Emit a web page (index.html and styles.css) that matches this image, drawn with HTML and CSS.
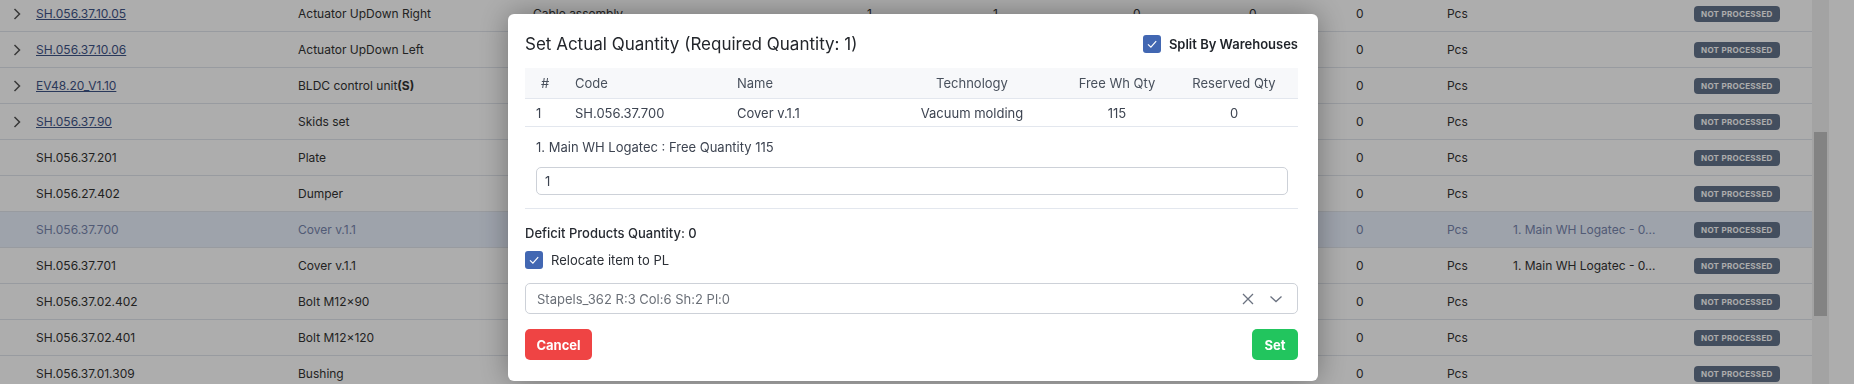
FILE: index.html
```html
<!DOCTYPE html>
<html lang="en">

<head>
    <meta charset="UTF-8">
    <meta name="viewport" content="width=device-width, initial-scale=1.0">
    <title>Production Items</title>
    <link rel="stylesheet" href="styles.css">
</head>

<body>

    <div class="page">
        <div class="grid">
            <div class="row">
                <span class="toggle"><svg width="8" height="12" viewBox="0 0 8 12"><path d="M1.5 1 L6.5 6 L1.5 11" /></svg></span>
                <span><a class="code" href="#">SH.056.37.10.05</a></span>
                <span>Actuator UpDown Right</span>
                <span>Cable assembly</span>
                <span>1</span><span>1</span><span>0</span><span>0</span><span>0</span>
                <span>Pcs</span><span></span>
                <span><i class="badge">NOT PROCESSED</i></span>
            </div>
            <!-- колонки под модалкой не заполнены -->
            <div class="row">
                <span class="toggle"><svg width="8" height="12" viewBox="0 0 8 12"><path d="M1.5 1 L6.5 6 L1.5 11" /></svg></span>
                <span><a class="code" href="#">SH.056.37.10.06</a></span>
                <span>Actuator UpDown Left</span>
                <span></span><span></span><span></span><span></span><span></span>
                <span>0</span><span>Pcs</span><span></span>
                <span><i class="badge">NOT PROCESSED</i></span>
            </div>
            <div class="row">
                <span class="toggle"><svg width="8" height="12" viewBox="0 0 8 12"><path d="M1.5 1 L6.5 6 L1.5 11" /></svg></span>
                <span><a class="code" href="#">EV48.20_V1.10</a></span>
                <span>BLDC control unit<b>(S)</b></span>
                <span></span><span></span><span></span><span></span><span></span>
                <span>0</span><span>Pcs</span><span></span>
                <span><i class="badge">NOT PROCESSED</i></span>
            </div>
            <div class="row">
                <span class="toggle"><svg width="8" height="12" viewBox="0 0 8 12"><path d="M1.5 1 L6.5 6 L1.5 11" /></svg></span>
                <span><a class="code" href="#">SH.056.37.90</a></span>
                <span>Skids set</span>
                <span></span><span></span><span></span><span></span><span></span>
                <span>0</span><span>Pcs</span><span></span>
                <span><i class="badge">NOT PROCESSED</i></span>
            </div>
            <div class="row">
                <span class="toggle"></span>
                <span>SH.056.37.201</span>
                <span>Plate</span>
                <span></span><span></span><span></span><span></span><span></span>
                <span>0</span><span>Pcs</span><span></span>
                <span><i class="badge">NOT PROCESSED</i></span>
            </div>
            <div class="row">
                <span class="toggle"></span>
                <span>SH.056.27.402</span>
                <span>Dumper</span>
                <span></span><span></span><span></span><span></span><span></span>
                <span>0</span><span>Pcs</span><span></span>
                <span><i class="badge">NOT PROCESSED</i></span>
            </div>
            <!-- выбранная строка -->
            <div class="row selected">
                <span class="toggle"></span>
                <span>SH.056.37.700</span>
                <span>Cover v.1.1</span>
                <span></span><span></span><span></span><span></span><span></span>
                <span>0</span><span>Pcs</span><span>1. Main WH Logatec - 0...</span>
                <span><i class="badge">NOT PROCESSED</i></span>
            </div>
            <div class="row">
                <span class="toggle"></span>
                <span>SH.056.37.701</span>
                <span>Cover v.1.1</span>
                <span></span><span></span><span></span><span></span><span></span>
                <span>0</span><span>Pcs</span><span>1. Main WH Logatec - 0...</span>
                <span><i class="badge">NOT PROCESSED</i></span>
            </div>
            <div class="row">
                <span class="toggle"></span>
                <span>SH.056.37.02.402</span>
                <span>Bolt M12×90</span>
                <span></span><span></span><span></span><span></span><span></span>
                <span>0</span><span>Pcs</span><span></span>
                <span><i class="badge">NOT PROCESSED</i></span>
            </div>
            <div class="row">
                <span class="toggle"></span>
                <span>SH.056.37.02.401</span>
                <span>Bolt M12×120</span>
                <span></span><span></span><span></span><span></span><span></span>
                <span>0</span><span>Pcs</span><span></span>
                <span><i class="badge">NOT PROCESSED</i></span>
            </div>
            <div class="row">
                <span class="toggle"></span>
                <span>SH.056.37.01.309</span>
                <span>Bushing</span>
                <span></span><span></span><span></span><span></span><span></span>
                <span>0</span><span>Pcs</span><span></span>
                <span><i class="badge">NOT PROCESSED</i></span>
            </div>
        </div>

        <div class="scrollbar">
            <div class="thumb"></div>
        </div>
    </div>

    <div class="backdrop"></div>

    <!-- Модалка -->
    <div class="modal">
        <div class="modal-head">
            <h2>Set Actual Quantity (Required Quantity: 1)</h2>
            <label class="check bold">
                <span class="box"><svg width="18" height="18" viewBox="0 0 18 18"><path d="M5 9.3 L7.9 12.2 L13.2 6.2" /></svg></span>
                Split By Warehouses
            </label>
        </div>

        <div class="items">
            <div class="items-head">
                <span class="c-num">#</span>
                <span>Code</span>
                <span>Name</span>
                <span class="c-mid">Technology</span>
                <span class="c-mid">Free Wh Qty</span>
                <span class="c-mid">Reserved Qty</span>
            </div>
            <div class="items-row">
                <span>1</span>
                <span>SH.056.37.700</span>
                <span>Cover v.1.1</span>
                <span class="c-mid">Vacuum molding</span>
                <span class="c-mid">115</span>
                <span class="c-mid">0</span>
            </div>
        </div>

        <div class="warehouse">
            <p>1. Main WH Logatec : Free Quantity 115</p>
            <input type="text" value="1">
        </div>

        <p class="deficit">Deficit Products Quantity: 0</p>

        <label class="check relocate">
            <span class="box"><svg width="18" height="18" viewBox="0 0 18 18"><path d="M5 9.3 L7.9 12.2 L13.2 6.2" /></svg></span>
            Relocate item to PL
        </label>

        <div class="select">
            <span class="select-value">Stapels_362 R:3 Col:6 Sh:2 Pl:0</span>
            <svg class="ico" width="14" height="14" viewBox="0 0 14 14"><path d="M2 2 L12 12 M12 2 L2 12" /></svg>
            <svg class="ico" width="14" height="14" viewBox="0 0 14 14"><path d="M1.5 4.5 L7 9.5 L12.5 4.5" /></svg>
        </div>

        <div class="modal-foot">
            <button class="btn cancel">Cancel</button>
            <button class="btn ok">Set</button>
        </div>
    </div>

</body>

</html>
```

FILE: styles.css
```css
/* Базовые стили */
* {
    margin: 0;
    padding: 0;
    box-sizing: border-box;
}

body {
    font-family: "Inter", "Liberation Sans", sans-serif;
    font-size: 12px;
    color: #333;
    background: #fff;
    overflow: hidden;
    height: 384px;
}

.page {
    display: flex;
    padding-right: 25px;
}

.grid {
    width: 1812px;
    margin-top: -4px;
}

.row {
    display: grid;
    grid-template-columns: 36px 262px 235px 334px 126px 140px 116px 107px 91px 66px 181px 118px;
    align-items: center;
    height: 36px;
    border-bottom: 1px solid #e1e5ec;
    white-space: nowrap;
}

.row.selected {
    background: #e9f0fd;
    color: #7886ad;
}

.toggle {
    display: flex;
    justify-content: center;
    padding-right: 2px;
}

.toggle svg path {
    fill: none;
    stroke: #555;
    stroke-width: 1.5;
}

.code {
    color: #3f5486;
    text-decoration: underline;
}

b {
    font-weight: 700;
}

.badge {
    display: inline-block;
    font-style: normal;
    font-weight: 700;
    font-size: 8px;
    letter-spacing: 0.3px;
    line-height: 16px;
    height: 16px;
    padding: 0 7px;
    border-radius: 4px;
    background: #64748b;
    color: #fff;
}

.scrollbar {
    width: 17px;
    height: 384px;
    background: #f1f1f1;
    padding: 132px 2px 0;
}

.thumb {
    height: 184px;
    background: #c1c1c1;
}

.backdrop {
    position: fixed;
    inset: 0;
    background: rgba(0, 0, 0, 0.32);
}

/* Модальное окно */
.modal {
    position: fixed;
    left: 508px;
    top: 14px;
    width: 810px;
    padding: 18px 20px 21px 17px;
    background: #fff;
    border-radius: 6px;
    box-shadow: 0 0 30px rgba(0, 0, 0, 0.35);
    font-size: 13px;
    color: #3d4451;
}

.modal-head {
    display: flex;
    justify-content: space-between;
    align-items: center;
    height: 24px;
}

h2 {
    font-size: 17px;
    font-weight: 400;
    color: #23262b;
}

.check {
    display: flex;
    align-items: center;
    gap: 8px;
    color: #2b2f36;
}

.check.bold {
    font-weight: 600;
    color: #1f2329;
}

.box {
    width: 18px;
    height: 18px;
    border-radius: 3px;
    background: #4267b2;
}

.box svg path {
    fill: none;
    stroke: #fff;
    stroke-width: 1.2;
}

.items {
    margin-top: 12px;
}

.items-head,
.items-row {
    display: grid;
    grid-template-columns: 40px 162px 153px 184px 106px 128px;
    align-items: center;
    border-bottom: 1px solid #e3e7ee;
}

.items-head {
    height: 31px;
    background: #f7f8fa;
    color: #48505c;
}

.items-row {
    height: 28px;
}

.items-head span,
.items-row span {
    padding-left: 10px;
}

.items-row span:first-child {
    padding-left: 11px;
}

.items-head .c-num,
.c-mid {
    text-align: center;
    padding-left: 0 !important;
}

.warehouse {
    padding: 12px 10px 13px 11px;
    border-bottom: 1px solid #e3e7ee;
}

.warehouse p {
    line-height: 17px;
    margin-bottom: 11px;
}

.warehouse input {
    width: 100%;
    height: 28px;
    padding: 0 8px;
    border: 1px solid #cdd1d8;
    border-radius: 5px;
    font-family: inherit;
    font-size: 13px;
    color: #3d4451;
    outline: none;
}

.deficit {
    margin-top: 15px;
    line-height: 18px;
    font-weight: 500;
    color: #262a31;
}

.relocate {
    margin-top: 8px;
    height: 19px;
}

.select {
    display: flex;
    align-items: center;
    gap: 14px;
    margin-top: 14px;
    height: 31px;
    padding: 0 14px 0 11px;
    border: 1px solid #cdd1d8;
    border-radius: 5px;
}

.select-value {
    flex: 1;
    color: #6b7078;
}

.ico path {
    fill: none;
    stroke: #6b7280;
    stroke-width: 1.3;
}

.modal-foot {
    display: flex;
    justify-content: space-between;
    margin-top: 15px;
}

.btn {
    height: 31px;
    border: none;
    border-radius: 5px;
    font-family: inherit;
    font-size: 13px;
    font-weight: 700;
    color: #fff;
    cursor: pointer;
}

.cancel {
    width: 67px;
    background: #ef4444;
}

.ok {
    width: 46px;
    background: #22c55e;
}
```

_ _ _ _ _ _ _

▶ What is asked: Copy out every line holding the string "page".

▶ Exercise output:
Emit a web page (index.html and styles.css) that matches this image, drawn with HTML and CSS.
    <div class="page">
.page {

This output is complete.